Ultimately I suspect that this was just a Mythos-enhanced version of the fairy tale “The Fisherman and His Wife“, minus the wife and all the wishes.  Derleth wanted to keep up the aura of a Lovecraft story so he set in near Innsmouth rather than in Innsmouth proper, as he has done with every one of the collaborations so far.

Another opinion (I couldn’t find as many this week):

“Oh come on, Augie!”

For once, there isn’t any forehead smacking turn of phrase… though the whole tavern on the outskirts of Innsmouth really irritated me.  Ugh.

Coming next… “Witches’ Hollow”!

4 thoughts on “Derleth Country #5 – The Fisherman of Falcon Point

  1. jlv61560 says:

    So, I’ve read through your comments on Derleth, and all I can say is “Whew!” I thought it was just me. I first ran across Derleth’s stuff (I won’t call it “work” since he seems to have done very little of that) back when I was a teenager in the ’70s and looking for more fiction like that of HPL. At even the tender age of 15, I found Derleth to be pretentious, over-wordy, derivative and downright unimaginative. His insistence on trying to cram the Mythos beings into standard Catholic explanations of good and evil frankly removed all of the true mystery and horror from HPL, and instead turned what should have been potentially good stories into turgid rehashing of his own confused and possibly heretical beliefs (tell me that the Catholic church, if pressed, wouldn’t absolutely condemn his attempts to interpret Catholic beliefs as some sort of debased understanding of the Cthulhu Mythos!)

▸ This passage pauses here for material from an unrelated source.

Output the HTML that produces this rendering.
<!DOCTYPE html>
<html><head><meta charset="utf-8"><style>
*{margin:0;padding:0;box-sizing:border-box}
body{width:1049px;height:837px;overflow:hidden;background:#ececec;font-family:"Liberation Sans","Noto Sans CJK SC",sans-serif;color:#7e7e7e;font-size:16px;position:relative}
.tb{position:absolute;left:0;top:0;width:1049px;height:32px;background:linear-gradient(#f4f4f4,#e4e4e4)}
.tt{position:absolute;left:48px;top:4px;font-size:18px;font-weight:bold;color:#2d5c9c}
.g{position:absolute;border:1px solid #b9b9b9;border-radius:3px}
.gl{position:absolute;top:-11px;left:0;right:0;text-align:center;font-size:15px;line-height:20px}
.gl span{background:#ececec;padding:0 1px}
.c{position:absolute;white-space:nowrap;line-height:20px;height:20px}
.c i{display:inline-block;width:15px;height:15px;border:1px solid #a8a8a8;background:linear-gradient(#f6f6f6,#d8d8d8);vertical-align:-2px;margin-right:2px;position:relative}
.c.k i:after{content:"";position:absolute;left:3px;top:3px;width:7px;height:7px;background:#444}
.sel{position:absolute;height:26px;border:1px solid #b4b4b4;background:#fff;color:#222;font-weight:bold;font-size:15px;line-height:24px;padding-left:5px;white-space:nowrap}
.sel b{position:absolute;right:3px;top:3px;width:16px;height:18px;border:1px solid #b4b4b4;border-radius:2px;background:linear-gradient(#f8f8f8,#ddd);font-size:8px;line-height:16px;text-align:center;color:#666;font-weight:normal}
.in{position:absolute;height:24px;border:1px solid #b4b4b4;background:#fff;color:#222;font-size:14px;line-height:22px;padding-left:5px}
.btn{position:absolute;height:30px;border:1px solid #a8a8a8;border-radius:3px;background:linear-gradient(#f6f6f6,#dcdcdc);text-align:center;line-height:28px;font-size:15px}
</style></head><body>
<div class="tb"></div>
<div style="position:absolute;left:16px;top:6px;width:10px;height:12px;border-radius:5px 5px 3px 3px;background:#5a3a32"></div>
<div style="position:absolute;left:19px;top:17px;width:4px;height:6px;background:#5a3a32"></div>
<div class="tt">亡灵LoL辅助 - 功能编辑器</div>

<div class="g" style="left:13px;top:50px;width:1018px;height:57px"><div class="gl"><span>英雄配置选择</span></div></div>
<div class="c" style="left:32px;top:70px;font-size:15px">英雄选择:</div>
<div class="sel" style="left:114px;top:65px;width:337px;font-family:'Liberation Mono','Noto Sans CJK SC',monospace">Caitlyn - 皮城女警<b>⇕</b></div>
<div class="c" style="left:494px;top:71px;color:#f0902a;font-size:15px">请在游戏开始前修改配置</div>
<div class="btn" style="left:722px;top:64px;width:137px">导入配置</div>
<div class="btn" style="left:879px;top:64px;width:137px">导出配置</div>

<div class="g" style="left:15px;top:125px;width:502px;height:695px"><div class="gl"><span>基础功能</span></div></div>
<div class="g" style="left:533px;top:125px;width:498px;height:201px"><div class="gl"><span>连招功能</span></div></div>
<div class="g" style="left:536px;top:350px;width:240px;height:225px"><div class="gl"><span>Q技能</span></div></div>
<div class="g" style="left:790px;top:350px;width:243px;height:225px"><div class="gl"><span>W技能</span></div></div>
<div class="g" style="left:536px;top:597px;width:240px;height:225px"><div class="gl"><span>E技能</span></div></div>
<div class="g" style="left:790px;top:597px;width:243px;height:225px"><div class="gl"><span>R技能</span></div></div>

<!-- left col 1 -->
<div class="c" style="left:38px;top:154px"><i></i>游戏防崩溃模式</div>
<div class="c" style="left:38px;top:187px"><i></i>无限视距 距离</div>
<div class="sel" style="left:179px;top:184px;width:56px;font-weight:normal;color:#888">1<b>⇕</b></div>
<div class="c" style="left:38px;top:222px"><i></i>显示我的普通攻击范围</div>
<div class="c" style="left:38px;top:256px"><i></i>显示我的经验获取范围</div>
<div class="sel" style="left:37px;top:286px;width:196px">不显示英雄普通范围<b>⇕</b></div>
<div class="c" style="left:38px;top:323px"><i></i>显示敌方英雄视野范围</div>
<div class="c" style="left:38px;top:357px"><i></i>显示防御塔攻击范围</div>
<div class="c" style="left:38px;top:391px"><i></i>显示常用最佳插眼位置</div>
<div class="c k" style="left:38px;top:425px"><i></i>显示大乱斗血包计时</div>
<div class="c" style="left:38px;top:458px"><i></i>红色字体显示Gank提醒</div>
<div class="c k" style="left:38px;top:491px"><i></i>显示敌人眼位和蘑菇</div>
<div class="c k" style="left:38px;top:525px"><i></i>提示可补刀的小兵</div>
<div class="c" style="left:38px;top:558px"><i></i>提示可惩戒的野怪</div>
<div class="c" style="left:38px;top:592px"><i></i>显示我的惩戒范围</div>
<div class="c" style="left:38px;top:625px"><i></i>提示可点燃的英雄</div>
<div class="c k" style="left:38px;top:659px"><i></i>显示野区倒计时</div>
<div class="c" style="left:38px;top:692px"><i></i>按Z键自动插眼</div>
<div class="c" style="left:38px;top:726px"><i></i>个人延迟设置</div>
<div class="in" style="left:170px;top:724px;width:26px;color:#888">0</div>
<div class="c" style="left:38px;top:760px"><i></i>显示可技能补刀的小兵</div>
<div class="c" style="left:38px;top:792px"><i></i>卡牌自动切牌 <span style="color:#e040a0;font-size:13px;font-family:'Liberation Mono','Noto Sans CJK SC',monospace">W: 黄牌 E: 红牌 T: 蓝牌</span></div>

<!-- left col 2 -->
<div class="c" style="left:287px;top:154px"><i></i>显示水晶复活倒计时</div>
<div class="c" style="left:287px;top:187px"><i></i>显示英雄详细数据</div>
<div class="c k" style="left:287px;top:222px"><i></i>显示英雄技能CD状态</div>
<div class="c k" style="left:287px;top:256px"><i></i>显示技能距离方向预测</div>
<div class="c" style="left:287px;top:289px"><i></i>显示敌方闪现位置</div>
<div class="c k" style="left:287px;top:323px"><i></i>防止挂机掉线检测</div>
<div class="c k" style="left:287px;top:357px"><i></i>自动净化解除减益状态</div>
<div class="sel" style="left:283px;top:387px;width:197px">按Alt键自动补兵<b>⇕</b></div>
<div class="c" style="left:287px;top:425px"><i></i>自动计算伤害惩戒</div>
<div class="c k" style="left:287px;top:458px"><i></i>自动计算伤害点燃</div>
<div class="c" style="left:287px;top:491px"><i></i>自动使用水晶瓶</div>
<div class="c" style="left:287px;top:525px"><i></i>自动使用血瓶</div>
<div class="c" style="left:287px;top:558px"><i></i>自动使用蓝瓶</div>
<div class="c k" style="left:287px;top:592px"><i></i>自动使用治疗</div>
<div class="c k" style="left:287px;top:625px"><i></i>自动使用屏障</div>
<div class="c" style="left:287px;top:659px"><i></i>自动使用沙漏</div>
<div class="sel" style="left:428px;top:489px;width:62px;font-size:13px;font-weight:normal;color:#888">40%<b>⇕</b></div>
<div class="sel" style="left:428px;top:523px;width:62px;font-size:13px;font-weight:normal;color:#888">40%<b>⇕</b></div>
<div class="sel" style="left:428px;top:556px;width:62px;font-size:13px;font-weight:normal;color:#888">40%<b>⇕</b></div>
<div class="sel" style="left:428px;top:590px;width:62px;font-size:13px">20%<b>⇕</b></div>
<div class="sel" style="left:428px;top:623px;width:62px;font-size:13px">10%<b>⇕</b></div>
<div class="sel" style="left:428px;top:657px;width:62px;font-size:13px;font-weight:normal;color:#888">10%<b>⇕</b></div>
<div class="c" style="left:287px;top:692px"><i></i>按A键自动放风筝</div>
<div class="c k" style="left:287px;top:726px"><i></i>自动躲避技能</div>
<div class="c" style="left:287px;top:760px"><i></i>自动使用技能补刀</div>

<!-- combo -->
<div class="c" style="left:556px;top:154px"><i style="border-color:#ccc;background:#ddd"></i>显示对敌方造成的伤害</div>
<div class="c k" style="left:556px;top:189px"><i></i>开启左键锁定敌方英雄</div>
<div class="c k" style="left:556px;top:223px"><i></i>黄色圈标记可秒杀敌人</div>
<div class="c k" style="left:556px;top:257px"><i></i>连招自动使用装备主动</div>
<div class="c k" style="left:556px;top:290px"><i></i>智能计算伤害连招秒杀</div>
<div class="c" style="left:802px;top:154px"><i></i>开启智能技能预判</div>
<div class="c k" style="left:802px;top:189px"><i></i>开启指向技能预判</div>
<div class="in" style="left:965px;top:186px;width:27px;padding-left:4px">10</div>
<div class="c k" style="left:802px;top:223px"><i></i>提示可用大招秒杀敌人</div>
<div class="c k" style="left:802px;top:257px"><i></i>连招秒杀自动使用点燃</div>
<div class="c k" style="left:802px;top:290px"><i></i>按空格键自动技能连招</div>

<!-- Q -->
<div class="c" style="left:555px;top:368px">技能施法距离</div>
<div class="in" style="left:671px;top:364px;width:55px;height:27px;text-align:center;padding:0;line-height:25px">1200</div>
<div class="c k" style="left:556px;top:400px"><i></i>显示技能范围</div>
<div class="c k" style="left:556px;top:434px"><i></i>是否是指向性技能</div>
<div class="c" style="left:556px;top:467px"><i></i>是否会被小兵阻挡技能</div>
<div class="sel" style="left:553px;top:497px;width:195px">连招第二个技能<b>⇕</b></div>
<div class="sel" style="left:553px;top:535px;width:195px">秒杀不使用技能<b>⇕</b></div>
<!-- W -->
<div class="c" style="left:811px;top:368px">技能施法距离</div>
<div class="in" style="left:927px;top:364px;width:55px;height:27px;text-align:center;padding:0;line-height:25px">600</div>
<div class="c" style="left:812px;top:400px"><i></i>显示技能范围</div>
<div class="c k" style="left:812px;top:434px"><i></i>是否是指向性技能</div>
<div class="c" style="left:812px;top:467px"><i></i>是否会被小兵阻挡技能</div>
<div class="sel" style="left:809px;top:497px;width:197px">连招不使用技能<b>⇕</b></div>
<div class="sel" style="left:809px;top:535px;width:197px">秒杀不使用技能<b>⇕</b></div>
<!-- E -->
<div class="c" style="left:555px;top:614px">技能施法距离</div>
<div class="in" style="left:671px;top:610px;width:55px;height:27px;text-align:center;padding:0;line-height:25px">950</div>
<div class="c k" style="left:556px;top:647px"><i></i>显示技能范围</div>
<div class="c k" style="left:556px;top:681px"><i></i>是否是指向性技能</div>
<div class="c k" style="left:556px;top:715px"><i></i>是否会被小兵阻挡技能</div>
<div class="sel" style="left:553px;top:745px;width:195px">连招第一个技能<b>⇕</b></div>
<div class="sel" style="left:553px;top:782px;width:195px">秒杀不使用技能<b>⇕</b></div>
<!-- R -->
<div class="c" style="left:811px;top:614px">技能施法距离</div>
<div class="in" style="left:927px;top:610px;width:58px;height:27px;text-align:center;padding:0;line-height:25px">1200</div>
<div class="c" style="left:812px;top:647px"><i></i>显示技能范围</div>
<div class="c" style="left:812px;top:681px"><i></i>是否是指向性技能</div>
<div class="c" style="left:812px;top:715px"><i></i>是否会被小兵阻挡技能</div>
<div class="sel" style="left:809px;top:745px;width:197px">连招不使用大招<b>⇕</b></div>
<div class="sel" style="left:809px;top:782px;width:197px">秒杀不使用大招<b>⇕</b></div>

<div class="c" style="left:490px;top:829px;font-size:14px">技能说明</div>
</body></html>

    In short, I agree with every single point you’ve made, and almost invariably I find myself hard-pressed to wade through an entire Derleth pastiche without becoming bored and wandering off for something more imaginative and original. Derleth writes such poor stuff, that frankly even crappy fan-fic is generally a cut above his efforts, and that tells you just how bad his stuff is. All I can say is that it’s a good thing he owned his own publishing house, because any self-respecting editor would have circular filed these stories and never even bothered to send a rejection slip…

  2. csmithadair says:

    Deep Ones should be capitalized, since it’s not the name of the species, but a form of title (and probably a religious one). Treat it as you would Republican, Democrat, Catholic, or Freemason. Lovecraft (somewhat surprisingly, considering older styles regarding the names of mythical creatures) didn’t capitalize the names of his monster species very often, so I think his use of “Deep One” as a proper noun is a good indicator of his intention here. Note that in “The Shadow over Innsmouth” shoggoth is in lowercase, while the narrator, who only calls them Deep Ones at the end, uses capitals.

    Now, Chaosium went through a general purge of proper nouns in these cases a couple of decades ago, so they use “deep one,” something to at least be aware of when talking about the game instead of the fiction.